В розетке дружелюбно горел ночник, разгоняя ночь на маленьком участке вокруг себя. Яра лежала неподвижно и разглядывала окрашенную стену. Засохшие капли краски напоминали корабль.
«Парусник… – думала Яра. – Но куда он плывет? Или он уже повсюду приплыл?»
Со стула свисала цветастая шаль Суповны. Значит, Суповна побывала здесь и ушла. Яра слабо улыбнулась. Когда в позапрошлом году Гоша обварился кипятком и тут же, не отходя от кассы, подхватил тяжелое воспаление легких, каждый шныр рвался посидеть у его кровати. Суповна же только пофыркивала и, бормоча: «Авось не околеет!» – готовила макароны по-флотски.

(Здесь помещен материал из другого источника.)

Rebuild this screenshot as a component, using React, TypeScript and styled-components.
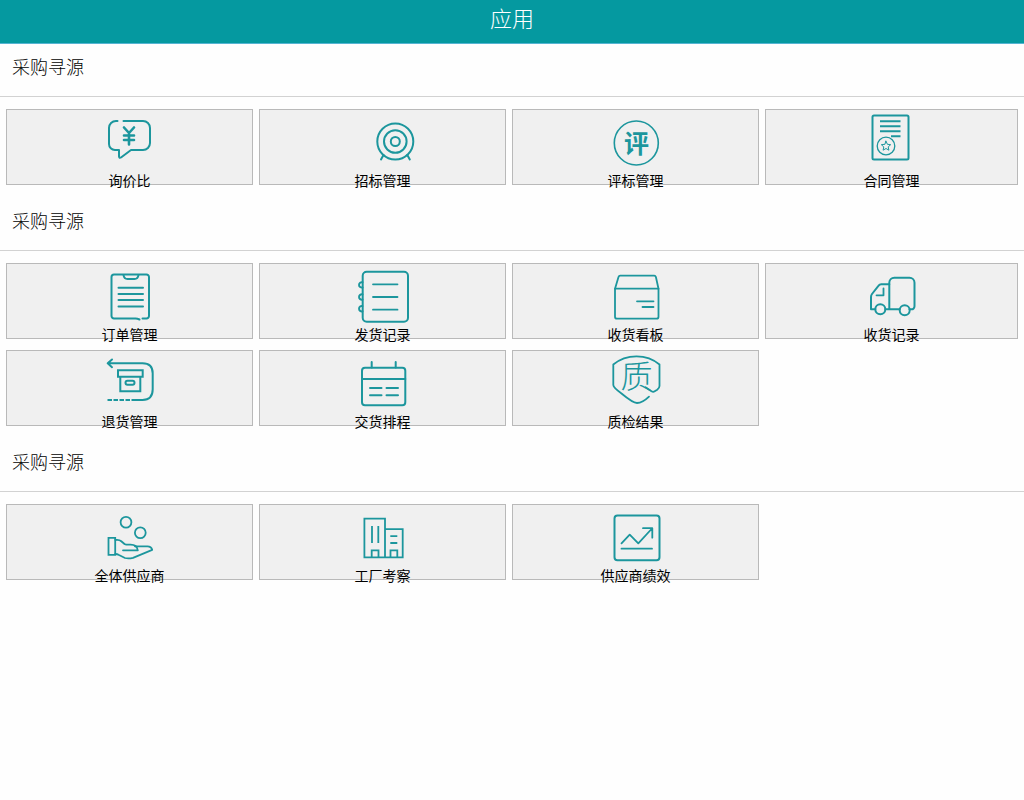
import React from "react";
import styled, { createGlobalStyle } from "styled-components";

const teal = "#1c969d";
const cjk = '"Noto Sans CJK SC", "Noto Sans", sans-serif';

const GlobalStyle = createGlobalStyle`
  *, *::before, *::after { box-sizing: border-box; }
  body { margin: 0; background: #fefefe; color: #000; font-family: ${cjk}; }
`;

const TopBar = styled.header`
  display: flex;
  justify-content: center;
  height: 44px;
  background: #0599a0;
  border-bottom: 1px solid #55b4d2;
`;

const Title = styled.h1`
  margin: 0;
  font-size: 22px;
  line-height: 34px;
  font-weight: 300;
  color: #fff;
`;

const SectionTitle = styled.h2`
  margin: 0;
  height: 53px;
  padding: 0 12px;
  border-bottom: 1px solid #d2d2d2;
  font-size: 18px;
  line-height: 44px;
  font-weight: 300;
  color: #000;
`;

const Grid = styled.div`
  display: grid;
  grid-template-columns: repeat(3, 247fr) 253fr;
  gap: 11px 6px;
  padding: 12px 6px 13px;
`;

const Tile = styled.button`
  display: flex;
  flex-direction: column;
  align-items: center;
  justify-content: flex-start;
  min-width: 0;
  height: 76px;
  padding: 0;
  border: 1px solid #b9b9b9;
  border-radius: 0;
  background: #f0f0f0;
  font-family: inherit;
  color: #000;
  cursor: pointer;
`;

const Icon = styled.svg`
  flex: none;
  display: block;
  width: 65px;
  height: 64px;
  fill: none;
  stroke: ${teal};
  stroke-width: 2;
  stroke-linecap: round;
  stroke-linejoin: round;
`;

const Glyph = styled.text<{ $size: number; $weight: number }>`
  fill: ${teal};
  stroke: none;
  text-anchor: middle;
  font-family: ${cjk};
  font-size: ${(p) => p.$size}px;
  font-weight: ${(p) => p.$weight};
`;

const Label = styled.span`
  font-size: 14px;
  line-height: 12px;
  white-space: nowrap;
`;

const icons = {
  inquiry: (
    <>
      <path d="M20.5 11H19a7 7 0 0 0-7 7v16a6 6 0 0 0 6 6h4v6.5q.2 2 2 1L34 40h12a7 7 0 0 0 7-7V18a7 7 0 0 0-7-7H26.5" />
      <path d="M27 17.5l5 5.5 5-5.500M32 23v11.500M27 25.500h10M27 30h10" strokeWidth="2.6" />
    </>
  ),
  target: (
    <>
      <circle cx="45.3" cy="31.5" r="18" />
      <circle cx="45.3" cy="31.5" r="11.3" />
      <circle cx="45.3" cy="31.5" r="4.5" />
      <path d="M33.5 45l-2.5 4.5M57.3 45l2.500 4.500" />
    </>
  ),
  review: (
    <>
      <circle cx="33.3" cy="33" r="22" strokeWidth="1.6" />
      <Glyph x="33.5" y="42.5" $size={25} $weight={700}>评</Glyph>
    </>
  ),
  contract: (
    <>
      <rect x="13.5" y="5.5" width="36" height="44" rx="1.5" />
      <path d="M21 11.2h20.5M21 16.3h20.500M21 21.300h20.500M32 26.300h9.500" strokeLinecap="butt" />
      <circle cx="27" cy="36" r="8.8" strokeWidth="1.3" />
      <path d="M27 31.2l1.4 3.1 3.3.4-2.5 2.2.7 3.3-2.9-1.7-2.9 1.7.7-3.3-2.5-2.2 3.3-.4z" strokeWidth="1" />
    </>
  ),
  order: (
    <>
      <path d="M42.5 55.5q-2-1-4-1H17a2.500 2.500 0 0 1-2.500-2.500V13a2.500 2.500 0 0 1 2.500-2.500h32.500A2.500 2.500 0 0 1 52 13v39a2.500 2.500 0 0 1-2.500 2.500h-4" />
      <path d="M26.5 11q.5 4 4 4h7q3.5 0 4-4" />
      <path d="M21.5 23.7h24.500M21.500 30h24.500M21.500 36h24.500M21.500 42.500h24.500" />
    </>
  ),
  notebook: (
    <>
      <rect x="12.7" y="7.7" width="45.3" height="50" rx="4" />
      <path d="M23 20.3h24.500M23 33h24.500M23 45.700h24.500" strokeWidth="1.8" />
      <path d="M12.5 18.3a2.700 2.700 0 1 0 0 5.200M12.500 30.400a2.700 2.700 0 1 0 0 5.200M12.500 42.100a2.700 2.700 0 1 0 0 5.200" />
    </>
  ),
  carton: (
    <g strokeWidth="1.8">
      <path d="M12 24.7L15.500 13q.4-1.300 1.700-1.300h34q1.300 0 1.700 1.300l2.600 11.700" />
      <path d="M12 24.7h43.500v28a2 2 0 0 1-2 2H14a2 2 0 0 1-2-2z" />
      <path d="M34 37.3h16.500M39.500 43h11" />
    </g>
  ),
  truck: (
    <>
      <path d="M26.5 45.3h14M50.500 45.300h2a3 3 0 0 0 3-3V18.700a5 5 0 0 0-5-5H35.300a5 5 0 0 0-5 5v26.600" />
      <path d="M30.3 20.3h-8q-1.700 0-2.700 1.400L13 30q-1 1.300-1 3v12.300h4.300" />
      <path d="M24.5 24.5v6.800H17.500" strokeWidth="1.8" />
      <circle cx="21.3" cy="45.3" r="5" />
      <circle cx="45.7" cy="46.3" r="5" />
    </>
  ),
  returns: (
    <>
      <path d="M15 8.5l-4.300 3.800 4.300 3.900M11 12.300h34.500q10.200 0 10.200 10v16q0 10.700-10.200 10.700h-8" />
      <path d="M10.5 49h27" strokeDasharray="4.5 1.5" strokeLinecap="butt" />
      <path d="M21 19.2h24.700v6.500H21zM23.300 25.700v14.600h20V25.700" strokeLinejoin="miter" />
      <rect x="28.5" y="29.8" width="9" height="4" rx="2" />
    </>
  ),
  calendar: (
    <>
      <rect x="12" y="16.7" width="43.3" height="37.6" rx="3" />
      <path d="M12 28h43.300M21.700 11v5.500M45.700 11v5.500" />
      <path d="M20 37h11.500M36.500 37H48M20 44.300h11.500M36.500 44.300H48" />
    </>
  ),
  quality: (
    <g strokeWidth="1.8">
      <path d="M46 45.7Q39.500 52 34 52q-4 0-15.500-9.500Q10.300 36.500 10.300 34V13.500Q20 5.300 33.500 5.300T56.500 13.500V35q0 2-2.300 3.700l-2.500 1.600q-1.500 1-3.200 0l-6-4" />
      <Glyph x="33.5" y="37" $size={32} $weight={300}>质</Glyph>
    </g>
  ),
  suppliers: (
    <g strokeWidth="1.8">
      <circle cx="29" cy="17.3" r="5.4" />
      <circle cx="43.3" cy="27.7" r="5.4" />
      <path d="M11.5 32.8h6.700v17h-6.700z" strokeLinejoin="miter" />
      <path d="M18.3 35q4-.5 6 1.200l3.200 2.800q.8.600 2 .6h4q6.600 0 7.300 5.700H26" />
      <path d="M38 41.3h12.500q3.700 0 4.700 3.500L36 52.800q-4.500 1.200-8 .2l-6-3q-1.700-1-3.700-1" />
    </g>
  ),
  factory: (
    <g strokeWidth="1.8" strokeLinejoin="miter" strokeLinecap="butt">
      <path d="M14.4 13.7H35v38.600H14.400zM35 24.200h17.700v28.100H35" />
      <path d="M22 21v17M28.300 21v17M40.300 31.200h7M40.300 38h7" />
      <path d="M21.7 52v-6.700h6.800V52M40.500 52v-6.700h6.800V52" />
    </g>
  ),
  performance: (
    <>
      <rect x="11.5" y="10.5" width="45" height="44.8" rx="3" />
      <path d="M18.5 43.7h30.500M18.500 38.300l8.200-8.600 8.600 8.700L49 23.500M40 23.200h9.300v9.500" strokeWidth="1.8" />
    </>
  ),
};

type Item = { label: string; icon: keyof typeof icons };

const sections: { title: string; items: Item[] }[] = [
  {
    title: "采购寻源",
    items: [
      { label: "询价比", icon: "inquiry" },
      { label: "招标管理", icon: "target" },
      { label: "评标管理", icon: "review" },
      { label: "合同管理", icon: "contract" },
    ],
  },
  {
    title: "采购寻源",
    items: [
      { label: "订单管理", icon: "order" },
      { label: "发货记录", icon: "notebook" },
      { label: "收货看板", icon: "carton" },
      { label: "收货记录", icon: "truck" },
      { label: "退货管理", icon: "returns" },
      { label: "交货排程", icon: "calendar" },
      { label: "质检结果", icon: "quality" },
    ],
  },
  {
    title: "采购寻源",
    items: [
      { label: "全体供应商", icon: "suppliers" },
      { label: "工厂考察", icon: "factory" },
      { label: "供应商绩效", icon: "performance" },
    ],
  },
];

export default function App() {
  return (
    <>
      <GlobalStyle />
      <TopBar>
        <Title>应用</Title>
      </TopBar>
      <main lang="zh-CN">
        {sections.map((section, i) => (
          <section key={i}>
            <SectionTitle>{section.title}</SectionTitle>
            <Grid>
              {section.items.map((item) => (
                <Tile key={item.label} type="button">
                  <Icon viewBox="0 0 65 64" aria-hidden="true">
                    {icons[item.icon]}
                  </Icon>
                  <Label>{item.label}</Label>
                </Tile>
              ))}
            </Grid>
          </section>
        ))}
      </main>
    </>
  );
}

Болезнь затягивалась. Гоше становилось то хуже, то лучше. Обезболивающие не помогали. Ночью он кричал дурным голосом. Днем все время требовал, чтобы с ним кто-нибудь сидел.
Спустя неделю самые верные и заботливые друзья уже не рвались к больному и охотно уступали друг другу очередь дежурства. Спустя еще пять дней дежурство стало повинностью. На Гошу косились с раздражением, точно намекали: «Ты давай или выздоравливай, или того…»
Наконец наступил день, когда первый из друзей сдулся и жалобным голосом признался, что больше не может. Вскоре слили керосин и прочие жалельщики. И тогда наступил черед «злыдни» Суповны. Спокойно, без трагических гримас и закатывания глазок, даже без заметного изменения в качестве обедов она отдежурила у кровати Гоши две недели подряд, пока у него не случился кризис и он быстро не пошел на поправку.